Home Across Asia Rick Stein’s Far Eastern Odyssey: A Review

Rick Stein’s Far Eastern Odyssey: A Review

by Sam Clark

Rick Stein did us a massive favour by doing a programme that focused, almost exclusively, on the area that we specialise in. Apart from Laos, all our bases were covered – Sri Lanka, Vietnam, Cambodia and of course, Thailand. A big ‘thank you’ to Rick then, as we saw a definite increase in inquiries from the sort of people keen to do something a little different and sample the true flavours of the region – something which we can deliver!

I also think we are well placed to review the show and watched it with great interest. Not only do we know the countries very well, but we are all fairly greedy and get thoroughly over-excited by the thought of South East Asian food. We also know a few of the characters featured in the programme and all of the hotels featured.

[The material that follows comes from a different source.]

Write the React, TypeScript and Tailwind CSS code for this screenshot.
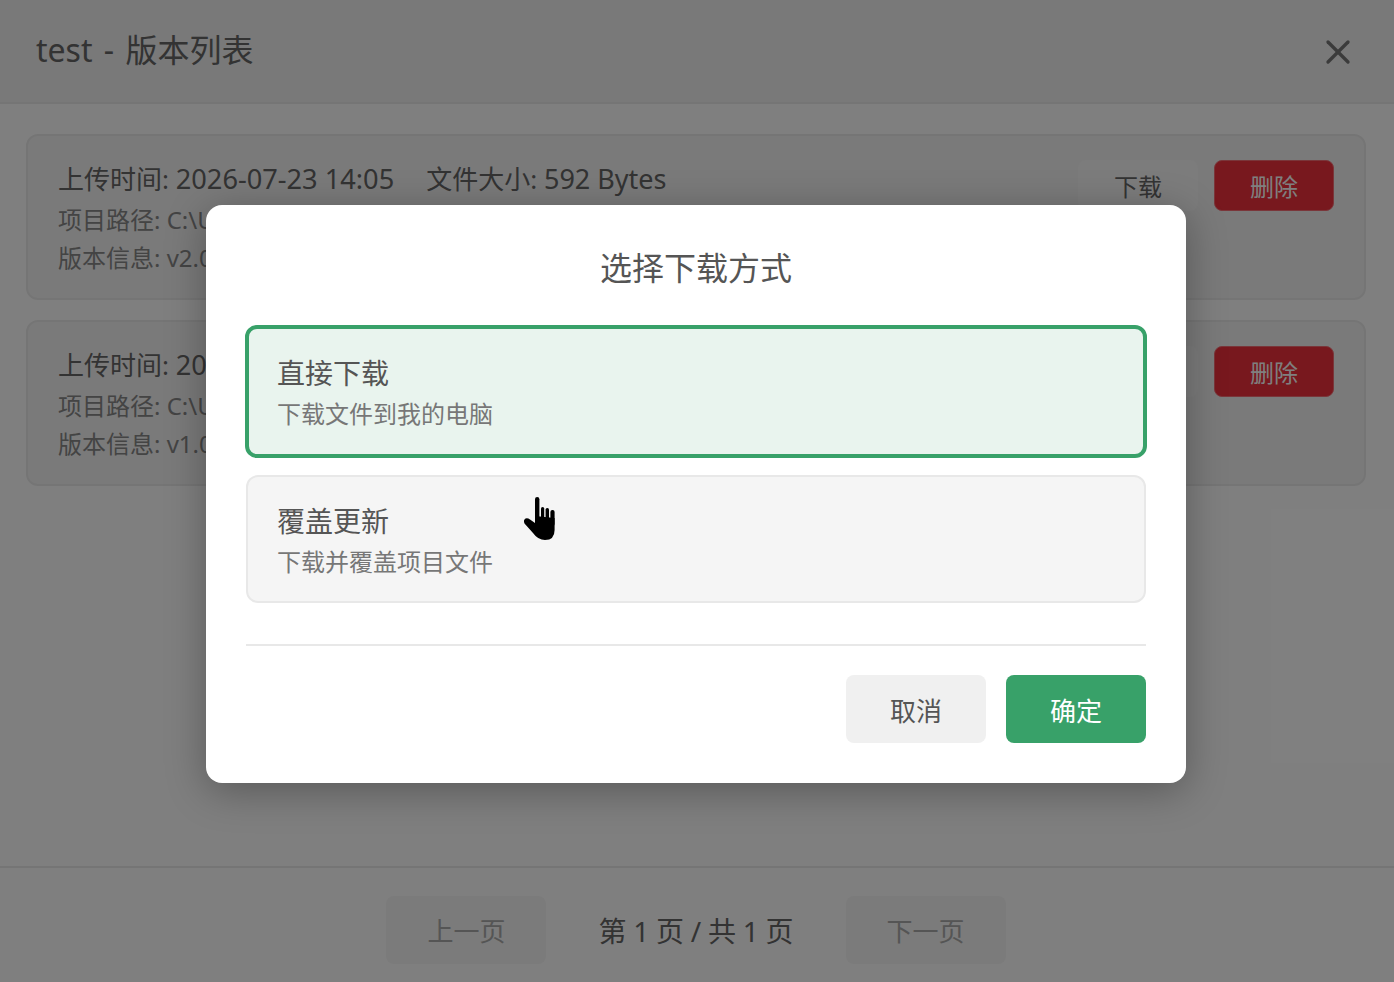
import React from "react";
import { X } from "lucide-react";

const font = { fontFamily: '"Noto Sans", "Noto Sans CJK SC", sans-serif' };

function VersionCard({ time, size, path, version }: { time: string; size: string; path: string; version: string }) {
  return (
    <div className="flex h-[166px] items-start justify-between rounded-xl border-2 border-[#ebebeb] bg-[#f5f5f5] pl-[30px] pr-[30px] pt-[24px]">
      <div className="-mt-[1px]">
        <div className="flex gap-8 text-[26px] leading-[40px] text-[#666]">
          <span>
            上传时间: <span className="text-[27.2px]">{time}</span>
          </span>
          <span>
            文件大小: <span className="text-[27px]">{size}</span>
          </span>
        </div>
        <div className="mt-[2px] text-[24px] leading-[38px] text-[#888]">项目路径: {path}</div>
        <div className="text-[24px] leading-[38px] text-[#888]">版本信息: {version}</div>
      </div>
      <div className="flex gap-4">
        <button className="h-[51px] w-[120px] rounded-lg bg-[#f8f8f8] pt-[3px] text-[24px] text-[#666]">下载</button>
        <button className="h-[51px] w-[120px] rounded-lg border border-[#f56c74] bg-[#f0303c] pt-[3px] text-[24px] text-white">删除</button>
      </div>
    </div>
  );
}

function HandCursor() {
  return (
    <svg width="60" height="60" viewBox="0 0 60 60" className="absolute left-[510px] top-[485px]">
      <rect x="25" y="12" width="4.4" height="26" rx="2.2" fill="#000" />
      <rect x="31" y="22" width="3.2" height="16" rx="1.6" fill="#000" />
      <rect x="35.6" y="23" width="3.4" height="16" rx="1.6" fill="#000" />
      <rect x="40.4" y="25" width="4.2" height="16" rx="2" fill="#000" />
      <path d="M25 31 L44.6 33 L44.6 45 Q44.6 55 35 55 Q28 55 23 48 L14.5 38.5 Q13 35 15.5 33.5 Q17.5 32.5 20 34.5 L25 38 Z" fill="#000" />
    </svg>
  );
}

export default function App() {
  return (
    <div className="relative flex h-[982px] w-[1394px] flex-col overflow-hidden bg-white" style={font}>
      <div className="flex h-[104px] shrink-0 items-center justify-between border-b-2 border-[#ebebeb] bg-[#f2f2f2] pl-[36px] pr-[36px]">
        <h1 className="-mt-[2px] text-[32px] font-normal text-[#666] [word-spacing:3px]">test - 版本列表</h1>
        <X size={40} strokeWidth={2} className="mt-[2px] text-[#777]" />
      </div>
      <div className="flex flex-1 flex-col gap-5 pl-[26px] pr-[28px] pt-[30px]">
        <VersionCard time="2026-07-23 14:05" size="592 Bytes" path="C:\Users\test" version="v2.0" />
        <VersionCard time="2026-07-23 13:58" size="592 Bytes" path="C:\Users\test" version="v1.0" />
      </div>
      <div className="flex h-[116px] shrink-0 items-start justify-center gap-[52px] border-t-2 border-[#ebebeb] pr-[2px] pt-[28px]">
        <button className="h-[68px] w-[160px] rounded-lg bg-[#f6f6f6] pt-[2px] text-[26px] text-[#aaa]">上一页</button>
        <span className="flex h-[68px] items-center pt-[2px] text-[28px] text-[#666] [word-spacing:-0.5px]">第 1 页 / 共 1 页</span>
        <button className="h-[68px] w-[160px] rounded-lg bg-[#f6f6f6] pt-[2px] text-[26px] text-[#aaa]">下一页</button>
      </div>

      <div className="absolute inset-0 flex items-start justify-center bg-black/50 pr-[2px] pt-[205px]">
        <div className="h-[578px] w-[980px] rounded-2xl bg-white px-[40px] pt-[40px] shadow-[0_8px_40px_rgba(0,0,0,0.3)]">
          <h2 className="text-center text-[32px] font-normal leading-[46px] text-[#555]">选择下载方式</h2>
          <div className="-mx-px mt-[34px] h-[133px] rounded-xl border-4 border-[#38a169] bg-[#e9f4ee] pl-[28px] pt-6">
            <div className="text-[28px] leading-[40px] text-[#555]">直接下载</div>
            <div className="mt-[3px] text-[24px] leading-[36px] text-[#777]">下载文件到我的电脑</div>
          </div>
          <div className="mt-[17px] h-[128px] rounded-xl border-2 border-[#e8e8e8] bg-[#f5f5f5] pl-[29px] pt-6">
            <div className="text-[28px] leading-[40px] text-[#555]">覆盖更新</div>
            <div className="mt-[3px] text-[24px] leading-[36px] text-[#777]">下载并覆盖项目文件</div>
          </div>
          <div className="mt-[41px] h-[2px] bg-[#e8e8e8]" />
          <div className="mt-[29px] flex justify-end gap-5">
            <button className="h-[68px] w-[140px] rounded-lg bg-[#f0f0f0] pt-[4px] text-[26px] text-[#555]">取消</button>
            <button className="h-[68px] w-[140px] rounded-lg bg-[#38a169] pt-[4px] text-[26px] text-white">确定</button>
          </div>
        </div>
      </div>
      <HandCursor />
    </div>
  );
}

Overall, I thought Rick Stein and the production company did a superb job. I know the area extremely well, but it certainly re-ignited my passion and got my taste buds rocking. In fact, I had to remember to try and eat before watching it as the hunger just became too intense otherwise. Even then I had to resort to a post watch take-away from the local Thai establishment…

Rick himself seemed knowledgeable and passionate and was not afraid to leave himself open to local criticism – there was a lovely moment when he asked his Vietnamese guide what she thought of his Pho (Vietnamese Soup) and she thought for a moment, unsure of the etiquette and finally said ‘too much fish sauce’! He really communicated his passion and I thought, in general, they chose the dishes to feature brilliantly in the limited time they had. I liked the way there was a big focus on the ingredients themselves – lots of market visits, fishing trips and so forth. It really captured the fun of looking for produce in Asia and the integral relationship between a place and what they eat.

I thought the best programme was possibly the one focusing on Cambodia, though I also thoroughly enjoyed Vietnam and the link between the two countries. We explore this route on our Cambodia to Vietnam via the Mekong tour. Cambodia is probably the least well known of the region’s cuisines, and I have to admit that, despite having been several times, I learnt a great deal from the programme. Knai Bang Chatt is one of our favourite hotels in Asia and Kep is just a gem of a place. I loved the eccentric and knowledgeable Frenchmen and the story of Kampot Pepper. I particularly enjoyed the lady who stood guard to ensure guests ate all of her peppered crabs. The French colonial influence was explored in an interesting way, through the baguette factory and the programme focussed strongly on Tonle Sab – the beating heart of Cambodia and by far its most important food source. All the essential dishes seemed present and correct, from Kampot Pepper Crab to Amok Fish (to quote a customer of mine – visions of fish running around spring to mind), Lok Lak (beef curry) and a very sensible exploration of the basics of Cambodian curry pastes. Fantastic.

The least well-done country, in my opinion, was Sri Lanka. Again a little-known cuisine, but here I felt the basics were a little overlooked – namely the village based rice and curry, which, as every Sri Lankan will tell you, is the basis of their cuisine. Maybe it was just too obvious for the local contacts to mention! They did, however, have some great characters and that’s important as any visit to Sri Lanka is enlivened by an assortment of entertaining characters.

On the food side they got the periphery of Sri Lankan food fairly well. Hoppers, kottu rotti and Tamil crab were put in their correct context and done very well, though things like string hoppers, Lamprais and bread and Dahl might have got a mention. The fishing industry too was interesting and having lived in Sri Lanka for a few years and shopped pretty much daily in the local fish market, those scenes brought back memories. However, to my mind, the basic feature of Sri Lankan cuisine (certainly Sinhalese) is the Rice and Curry meal. Unlike countries like Thailand and Vietnam, Sri Lanka does not have much of a street food culture. The majority of great food in Sri Lanka is lovingly prepared at home and often served in various sessions to family and friends. It’s all about the taste, but also the colour and textures of the many curries, and additions, well mixed together with rice your fingers and this aspect of the food culture in Sri Lanka was sadly missing, though the rest of the features were interesting and entertaining.

We have devised a follow Rick Stein tour in Cambodia – and booked a few people already – do get in contact and bear in mind that Taprobane Island, featured in the Sri Lanka programme, is really not that expensive to hire – particularly if you have a large group!

All in all, though, I’d like to thank Rick Stein and the programme makers for doing a really interesting and genuinely in-depth programme on the region and of course, increasing our business!